Flink uses asynchronous distributed snapshots (the Chandy-Lamport algorithm). Periodically, the JobManager injects a checkpoint barrier into every input stream. Each operator captures its state when the barrier passes, including in-flight buffers. When all operators have snapshotted, the checkpoint is durable in remote storage (S3, HDFS). On failure, all operators roll back to the last checkpoint. For sinks that support it (Kafka, JDBC with two-phase commit, file sinks), the checkpoint coordinates with sink commits to give exactly-once end-to-end.
Can Kafka Streams do event-time windows?
Yes, but with limitations. Kafka Streams supports event-time semantics with custom timestamp extractors and watermarks, but its watermark generation is per-partition and simpler than Flink's. Late events past the grace period are dropped. Flink's watermark mechanism is more sophisticated, supports per-key allowed-lateness with side outputs, and has richer windowing primitives (session windows with arbitrary gap functions, sliding windows of arbitrary granularity).

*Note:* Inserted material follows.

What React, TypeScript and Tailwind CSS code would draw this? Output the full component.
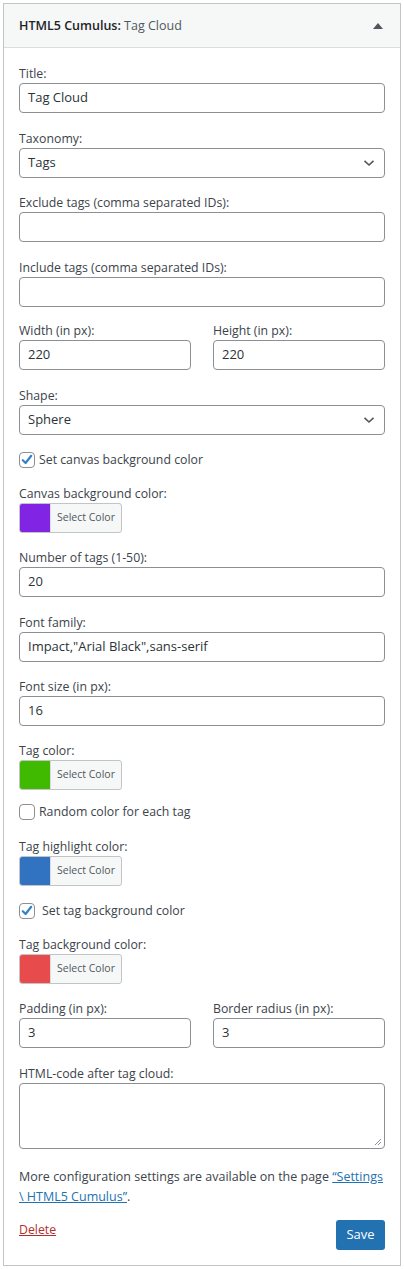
import React from "react";

const font = { fontFamily: '"Open Sans", "Noto Sans", sans-serif' };

function Label({ children }: { children: React.ReactNode }) {
  return <div className="h-[18px] leading-[18px] text-[12.3px] text-[#3c434a]">{children}</div>;
}

function TextInput({ value = "" }: { value?: string }) {
  return (
    <div className="h-[30px] w-full rounded-[4px] border border-[#8c8f94] bg-white px-[8px] flex items-center text-[13px] text-[#2c3338]">
      {value}
    </div>
  );
}

function Select({ value }: { value: string }) {
  return (
    <div className="h-[30px] w-full rounded-[4px] border border-[#8c8f94] bg-white pl-[8px] pr-[8px] flex items-center justify-between text-[13px] text-[#2c3338]">
      <span>{value}</span>
      <svg width="12" height="8" viewBox="0 0 12 8" className="mr-[1px]">
        <path d="M1.5 1.8 L6 6 L10.5 1.8" fill="none" stroke="#50575e" strokeWidth="1.6" />
      </svg>
    </div>
  );
}

function Checkbox({ checked, label, gap = "ml-[4px]" }: { checked: boolean; label: string; gap?: string }) {
  return (
    <div className="h-[16px] flex items-center">
      <div className="w-[16px] h-[16px] rounded-[4px] border border-[#8c8f94] bg-white flex items-center justify-center shrink-0">
        {checked && (
          <svg width="14" height="14" viewBox="0 0 14 14">
            <path d="M2.8 7.2 L5.6 10 L11.2 2.8" fill="none" stroke="#3582c4" strokeWidth="2.2" strokeLinecap="round" strokeLinejoin="round" />
          </svg>
        )}
      </div>
      <span className={`${gap} text-[12.3px] text-[#3c434a] leading-[18px]`}>{label}</span>
    </div>
  );
}

function ColorButton({ color }: { color: string }) {
  return (
    <div className="h-[30px] w-[103px] flex rounded-[3px] border border-[#c3c4c7] overflow-hidden bg-[#f6f7f7]">
      <div className="w-[30px] h-full" style={{ backgroundColor: color }} />
      <div className="flex-1 flex items-center justify-center text-[10.5px] text-[#50575e] border-l border-[#dcdcde]">Select Color</div>
    </div>
  );
}

export default function App() {
  return (
    <div className="bg-white w-[404px] h-[1269px] pt-[3px] px-[3px]" style={font}>
      <div className="w-[398px] border border-[#c3c4c7] bg-white">
        <div className="h-[44px] bg-[#f6f7f7] border-b border-[#dcdcde] flex items-center justify-between pl-[15px] pr-[17px]">
          <div className="text-[12.5px] text-[#1d2327] pt-[1px]">
            <span className="font-semibold">HTML5 Cumulus:</span>
            <span className="text-[#50575e]"> Tag Cloud</span>
          </div>
          <svg width="10" height="6" viewBox="0 0 10 6">
            <path d="M5 0 L10 6 L0 6 Z" fill="#50575e" />
          </svg>
        </div>

        <div className="px-[15px] pt-[17px] pb-[15px] flex flex-col">
          <div className="mb-[17px]"><Label>Title:</Label><TextInput value="Tag Cloud" /></div>
          <div className="mb-[16px]"><Label>Taxonomy:</Label><Select value="Tags" /></div>
          <div className="mb-[17px]"><Label>Exclude tags (comma separated IDs):</Label><TextInput /></div>
          <div className="mb-[15px]"><Label>Include tags (comma separated IDs):</Label><TextInput /></div>
          <div className="mb-[17px] flex gap-[22px]">
            <div className="flex-1"><Label>Width (in px):</Label><TextInput value="220" /></div>
            <div className="flex-1"><Label>Height (in px):</Label><TextInput value="220" /></div>
          </div>
          <div className="mb-[17px]"><Label>Shape:</Label><Select value="Sphere" /></div>
          <div className="mb-[17px]"><Checkbox checked label="Set canvas background color" /></div>
          <div className="mb-[16px]"><Label>Canvas background color:</Label><ColorButton color="#8224e3" /></div>
          <div className="mb-[17px]"><Label>Number of tags (1-50):</Label><TextInput value="20" /></div>
          <div className="mb-[16px]"><Label>Font family:</Label><TextInput value={'Impact,"Arial Black",sans-serif'} /></div>
          <div className="mb-[16px]"><Label>Font size (in px):</Label><TextInput value="16" /></div>
          <div className="mb-[14px]"><Label>Tag color:</Label><ColorButton color="#3fba00" /></div>
          <div className="mb-[18px]"><Checkbox checked={false} label="Random color for each tag" /></div>
          <div className="mb-[17px]"><Label>Tag highlight color:</Label><ColorButton color="#3173c1" /></div>
          <div className="mb-[17px]"><Checkbox checked label="Set tag background color" gap="ml-[7px]" /></div>
          <div className="mb-[16px]"><Label>Tag background color:</Label><ColorButton color="#e84b4b" /></div>
          <div className="mb-[17px] flex gap-[22px]">
            <div className="flex-1"><Label>Padding (in px):</Label><TextInput value="3" /></div>
            <div className="flex-1"><Label>Border radius (in px):</Label><TextInput value="3" /></div>
          </div>
          <div className="mb-[18px]">
            <Label>HTML-code after tag cloud:</Label>
            <div className="relative h-[66px] w-full rounded-[4px] border border-[#8c8f94] bg-white">
              <svg width="8" height="8" viewBox="0 0 8 8" className="absolute right-[2px] bottom-[2px]">
                <path d="M7 1 L1 7 M7 4 L4 7" stroke="#8c8f94" strokeWidth="1" />
              </svg>
            </div>
          </div>
          <p className="text-[12.5px] leading-[20px] text-[#3c434a] mb-[13px]">
            More configuration settings are available on the page{" "}
            <a className="text-[#2271b1] underline">“Settings</a>
            <br />
            <a className="text-[#2271b1] underline">{"\\ HTML5 Cumulus”"}</a>.
          </p>
          <div className="flex justify-between items-start">
            <a className="text-[12.3px] text-[#b32d2e] underline mt-[1px] leading-[18px]">Delete</a>
            <div className="h-[30px] w-[49px] rounded-[3px] bg-[#2271b1] text-white text-[13px] flex items-center justify-center">Save</div>
          </div>
        </div>
      </div>
    </div>
  );
}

Where does state live in each system?
Kafka Streams: RocksDB on each instance's local disk. State is partitioned by the same key as the input topic, and changes are continuously written to a Kafka changelog topic for fault tolerance. On restart, RocksDB is rebuilt by replaying the changelog. Flink: state is in the operator's heap or RocksDB (configurable per state backend), checkpointed asynchronously to remote storage. Flink can have very large state (terabytes per operator) because the state backend supports incremental checkpoints.
Which has lower latency?
Flink, by an order of magnitude for stateful jobs. Kafka Streams commits transactions on each input batch (default ~100ms), so end-to-end latency is bounded below by the transaction interval plus consumer fetch latency, typically 200-500ms. Flink uses async checkpointing, so per-record latency is single-digit milliseconds. For latency-critical applications (sub-100ms), Flink is the standard choice. For 'fast enough' (seconds OK), Kafka Streams is much simpler to operate.